When we visited, among the relics containers was an old Schweppes bottle that had been recovered, full of water, from the flooded metal box. Inside was what looked like a scroll of parchment or leather, stained dark brown and with faint text visible on the outside. It looked significant. This could be something like the discovery of the Dead Sea Scrolls, Jones and I joked, the revelation of a fascinating historical document.

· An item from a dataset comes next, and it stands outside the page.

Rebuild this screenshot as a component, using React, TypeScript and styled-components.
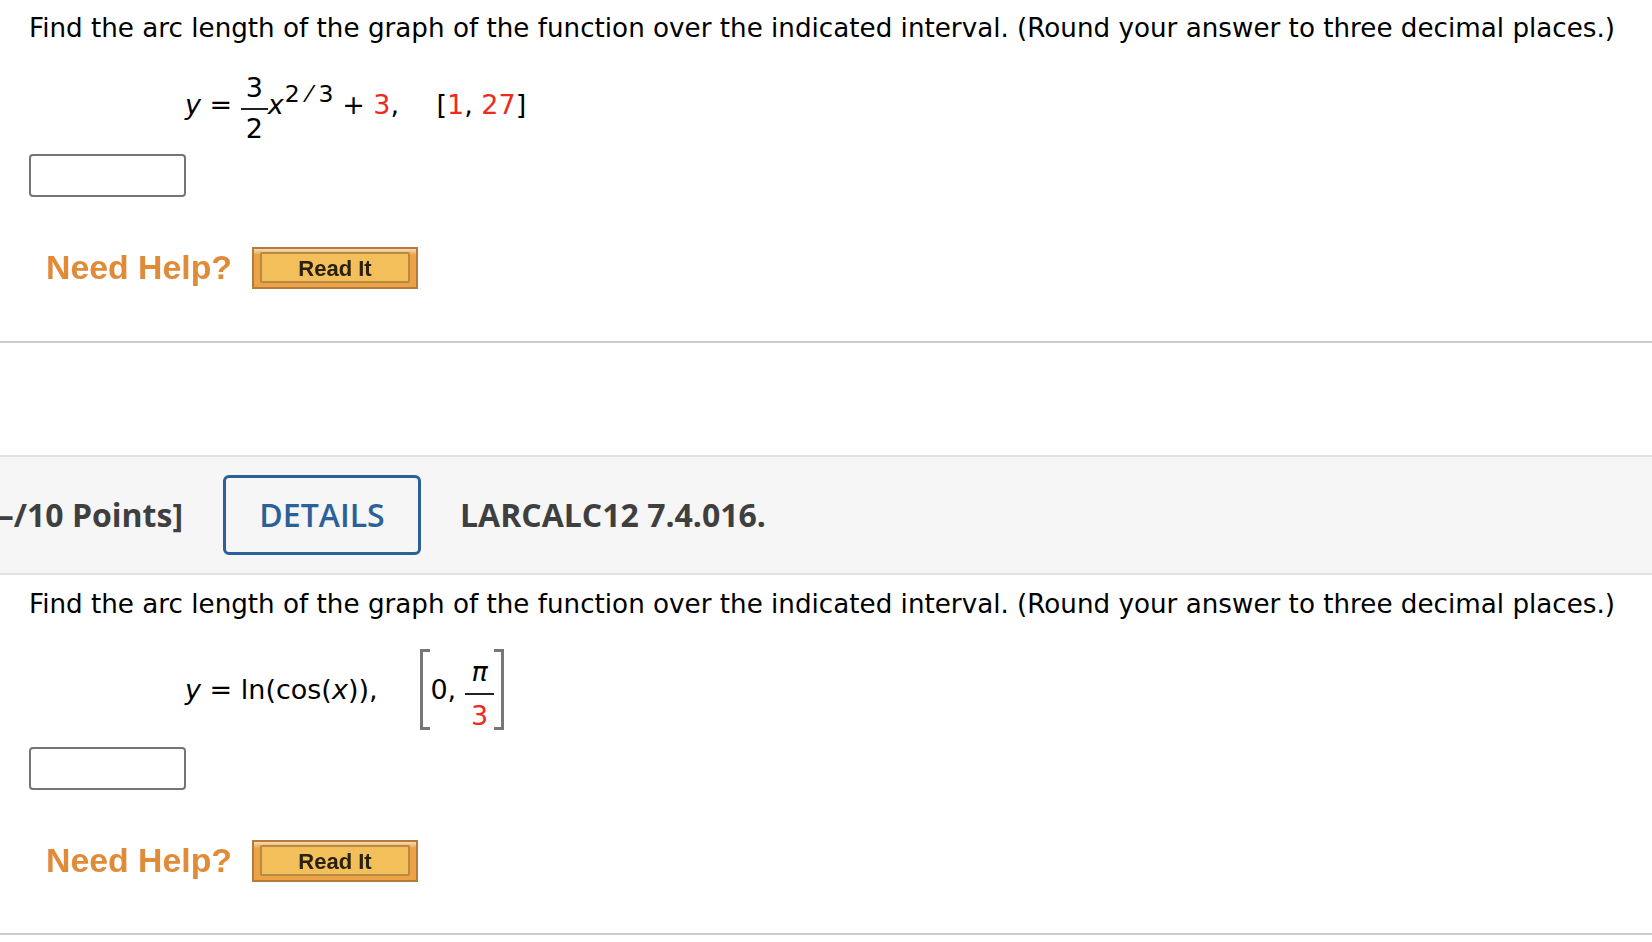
import React from "react";
import styled, { createGlobalStyle } from "styled-components";

const PROMPT =
  "Find the arc length of the graph of the function over the indicated interval. (Round your answer to three decimal places.)";

const GlobalStyle = createGlobalStyle`
  html, body {
    margin: 0;
    padding: 0;
    background: #fff;
    overflow: hidden;
  }
  body {
    font-family: "DejaVu Sans", Verdana, sans-serif;
    color: #000;
  }
`;

const Page = styled.div`
  width: 1652px;
  height: 942px;
  overflow: hidden;
`;

const Question = styled.section`
  padding: 0 0 0 29px;
`;

const Prompt = styled.p<{ $top: number }>`
  margin: 0;
  padding-top: ${(p) => p.$top}px;
  font-size: 26.2px;
  line-height: 30px;
  white-space: nowrap;
`;

const MathRow = styled.div<{ $top: number; $height: number }>`
  display: flex;
  align-items: center;
  height: ${(p) => p.$height}px;
  margin: ${(p) => p.$top}px 0 0 156px;
  font-size: 27px;
  white-space: nowrap;
`;

const Var = styled.i`
  font-style: italic;
`;

const Red = styled.span`
  color: #ee2a1e;
`;

const Interval = styled.span`
  margin-left: 3px;
`;

const Fraction = styled.span<{ $bar: number; $gap?: number; $line?: number }>`
  display: inline-flex;
  flex-direction: column;
  align-items: center;
  width: ${(p) => p.$bar}px;
  margin: 8px 0 0 ${(p) => p.$gap ?? 0}px;
  line-height: ${(p) => p.$line ?? 36}px;
`;

const Numerator = styled.span`
  display: block;
  width: 100%;
  text-align: center;
  border-bottom: 2px solid #222;
  padding: 0 0 2px;
`;

const Denominator = styled.span`
  display: block;
  padding-top: 1px;
`;

const Sup = styled.span`
  font-size: 23.5px;
  position: relative;
  top: -10px;
  margin-left: 1px;
`;

const BigBracket = styled.span<{ $side: "left" | "right" }>`
  display: inline-block;
  flex: none;
  width: 7px;
  height: 75px;
  border: 3px solid #777;
  border-${(p) => (p.$side === "left" ? "right" : "left")}: none;
`;

const AnswerInput = styled.input<{ $top: number }>`
  display: block;
  box-sizing: border-box;
  width: 157px;
  height: 43px;
  margin-top: ${(p) => p.$top}px;
  padding: 0;
  background: #fff;
  border: 2px solid #757575;
  border-radius: 4px;
`;

const HelpRow = styled.div<{ $top: number }>`
  display: flex;
  align-items: center;
  height: 43px;
  margin: ${(p) => p.$top}px 0 0 17px;
`;

const HelpLabel = styled.span`
  width: 206px;
  font-family: "Liberation Sans", Arial, sans-serif;
  font-size: 33.8px;
  font-weight: bold;
  color: #e08b38;
  filter: blur(0.5px);
  white-space: nowrap;
`;

const ReadIt = styled.button`
  box-sizing: border-box;
  display: flex;
  align-items: center;
  justify-content: center;
  width: 166px;
  height: 42px;
  padding: 0;
  background: linear-gradient(#f6dcb8 0, #eda246 6px, #eda246 100%);
  border: 2px solid #b47c3c;
  cursor: pointer;
`;

const ReadItInner = styled.span`
  box-sizing: border-box;
  display: block;
  width: 150px;
  height: 31px;
  background: #f2bf5a;
  border: 2px solid #b58a44;
  border-radius: 2px;
  font-family: "Liberation Sans", Arial, sans-serif;
  font-size: 22px;
  font-weight: bold;
  line-height: 29px;
  text-align: center;
  color: #2a2110;
  filter: blur(0.4px);
`;

const Divider = styled.hr<{ $top: number }>`
  margin: ${(p) => p.$top}px 0 0;
  border: none;
  border-top: 2px solid #cdcdcd;
`;

const HeaderBand = styled.header`
  box-sizing: border-box;
  display: flex;
  align-items: center;
  height: 120px;
  margin-top: 112px;
  background: #f6f6f6;
  border-top: 2px solid #e2e2e2;
  border-bottom: 2px solid #e2e2e2;
  font-family: "Open Sans", sans-serif;
  font-size: 32px;
  font-weight: 700;
  color: #3f3f3f;
  white-space: nowrap;
`;

const Points = styled.div`
  display: flex;
  justify-content: flex-end;
  width: 183px;
  margin-bottom: 2px;
  overflow: hidden;
`;

const DetailsButton = styled.button`
  box-sizing: border-box;
  width: 198px;
  height: 80px;
  margin: 0 39px 0 40px;
  padding: 0 0 2px;
  background: transparent;
  border: 3px solid #2b6198;
  border-radius: 6px;
  font: inherit;
  font-weight: 600;
  color: #2b6198;
  cursor: pointer;
`;

const AssignmentRef = styled.span`
  margin-bottom: 2px;
`;

export default function App() {
  return (
    <Page>
      <GlobalStyle />
      <Question>
        <Prompt $top={13}>{PROMPT}</Prompt>
        <MathRow $top={17} $height={88}>
          <Var>y</Var>&nbsp;=&nbsp;
          <Fraction $bar={27}>
            <Numerator>3</Numerator>
            <Denominator>2</Denominator>
          </Fraction>
          <Var>x</Var>
          <Sup>2 ⁄ 3</Sup>&nbsp;+&nbsp;<Red>3</Red>,&nbsp;&nbsp;&nbsp;&nbsp;
          <Interval>
            [<Red>1</Red>,&nbsp;<Red>27</Red>]
          </Interval>
        </MathRow>
        <AnswerInput $top={6} aria-label="Answer" />
        <HelpRow $top={49}>
          <HelpLabel>Need Help?</HelpLabel>
          <ReadIt>
            <ReadItInner>Read It</ReadItInner>
          </ReadIt>
        </HelpRow>
      </Question>
      <Divider $top={52} />
      <HeaderBand>
        <Points>–/10 Points]</Points>
        <DetailsButton>DETAILS</DetailsButton>
        <AssignmentRef>LARCALC12 7.4.016.</AssignmentRef>
      </HeaderBand>
      <Question>
        <Prompt $top={14}>{PROMPT}</Prompt>
        <MathRow $top={19} $height={102}>
          <Var>y</Var>&nbsp;=&nbsp;ln(cos(<Var>x</Var>)),&nbsp;&nbsp;&nbsp;&nbsp;&nbsp;
          <BigBracket $side="left" />
          0,
          <Fraction $bar={29} $gap={9} $line={39}>
            <Numerator>
              <Var>π</Var>
            </Numerator>
            <Denominator>
              <Red>3</Red>
            </Denominator>
          </Fraction>
          <BigBracket $side="right" />
        </MathRow>
        <AnswerInput $top={7} aria-label="Answer" />
        <HelpRow $top={49}>
          <HelpLabel>Need Help?</HelpLabel>
          <ReadIt>
            <ReadItInner>Read It</ReadItInner>
          </ReadIt>
        </HelpRow>
      </Question>
      <Divider $top={51} />
    </Page>
  );
}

Moving carefully, Doocey tried to extract the scroll using tweezers. But it was too thick to pull through the mouth of the bottle without ripping. She went to get a hammer. Each dull thwack reverberated through the room like a countdown, ratcheting up the tension. Finally the bottle, covered by a cloth to prevent the shards from exploding everywhere, shattered. For almost 50 years, this document had been buried underground. What would it say? As Doocey gingerly started to unroll it, the lettering slowly came into view. “Kiwi Jackpot Lottery.” Clark had buried three Lotto tickets along with the two coffee jars of holy relics. Pointing to his smiling portrait, Doocey, Jones and I erupted in laughter. Well played, Father Kevin. And while the chances of them being winning tickets seems about as unlikely as the incredible series of coincidences that led to the relics being unearthed in Christchurch in the first place, Doocey still plans to check.
Reflecting afterwards, Jones said this:
“I felt privileged to have been present at a remarkable and unique occasion, one very few historians or archaeologists will ever experience. And to have been the butt of a rather good joke.”